A copy of RBC Capital Markets' written fairness opinion, as well as additional details regarding the terms and conditions of the Arrangement and the Transaction and the rationale for the recommendation by ARC's Board, will be included in the Circular and other materials to be mailed to ARC Shareholders in connection with the ARC Shareholder Meeting to approve the Transaction.

Burnet, Duckworth & Palmer LLP is acting as lead legal counsel to ARC.

Freshfields LLP is acting as U.K. counsel and U.S. corporate, securities and tax counsel, and Baker Botts LLP is acting as U.S. regulatory counsel to ARC.

UPCOMING SHAREHOLDER ENGAGEMENT

Q1 2026 Results Conference Call

ARC's senior leadership team will be hosting a conference call to discuss the Company's first quarter 2026 results on Wednesday, April 29, 2026, at 8:00 a.m. Mountain Time ("MT").

Date

Wednesday, April 29, 2026


Time

8:00 a.m. MT


Dial-in Numbers



Calgary

403-910-0389


Toronto

437-900-0527


Toll-free

1-888-510-2154


Conference ID

03806


Webcast URL

https://app.webinar.net/7LPG5GXyEND



Callers are encouraged to dial in 15 minutes before the start time to register for the event. A replay will be available on ARC's website at www.arcresources.com following the conference call.

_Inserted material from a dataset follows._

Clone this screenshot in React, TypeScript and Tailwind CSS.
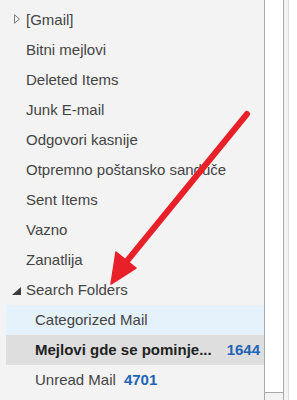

FORWARD-LOOKING INFORMATION & STATEMENTS

This news release contains forward-looking statements and forward-looking information (collectively referred to as "forward-looking statements") within the meaning of applicable securities legislation that involve substantial known and unknown risks and uncertainties. The use of any of the words "plan", "expect", "intend", "believe", "should", "anticipate", or other similar words, or statements that certain events or conditions "may" or "will" occur are intended to identify forward-looking statements. These statements are only predictions and actual events or results may differ materially. Many factors could cause ARC's actual results to differ materially from those expressed or implied in any forward-looking statements made by, or on behalf of, ARC. In particular, this news release contains forward-looking statements with respect to, among other things: the expected closing date of the Transaction; the purchase price per ARC Share to be received pursuant to the Transaction; Shell's ability to finance the Transaction; the anticipated benefits of the Arrangement upon receipt of Shell Shares by ARC's shareholders including that it provides near-term liquidity to ARC shareholders, upside exposure to an integrated global energy platform, and significant opportunities to unlock and accelerate LNG-related value through Shell's integrated natural gas value chain and accelerates the realization of value for ARC's undeveloped inventory and inherent value in the Company's underlying Montney resources; that ARC shareholders will benefit from continued shareholder returns with a Shell quarterly dividend and the amount thereof; the anticipated timing of the ARC Shareholder Meeting; that subject to ARC Board approval, ARC is expected to continue paying its regular quarterly eligible dividend until closing of the Transaction and expected timing of ARC's next quarterly eligible dividend; that further details with respect to the Arrangement will be included in the Circular and the anticipated contents thereof; timing of the conference call to discuss the Company's first quarter 2026 results; and similar statements. There can be no assurance that the plans, intentions, or expectations upon which these forward-looking statements are based will occur.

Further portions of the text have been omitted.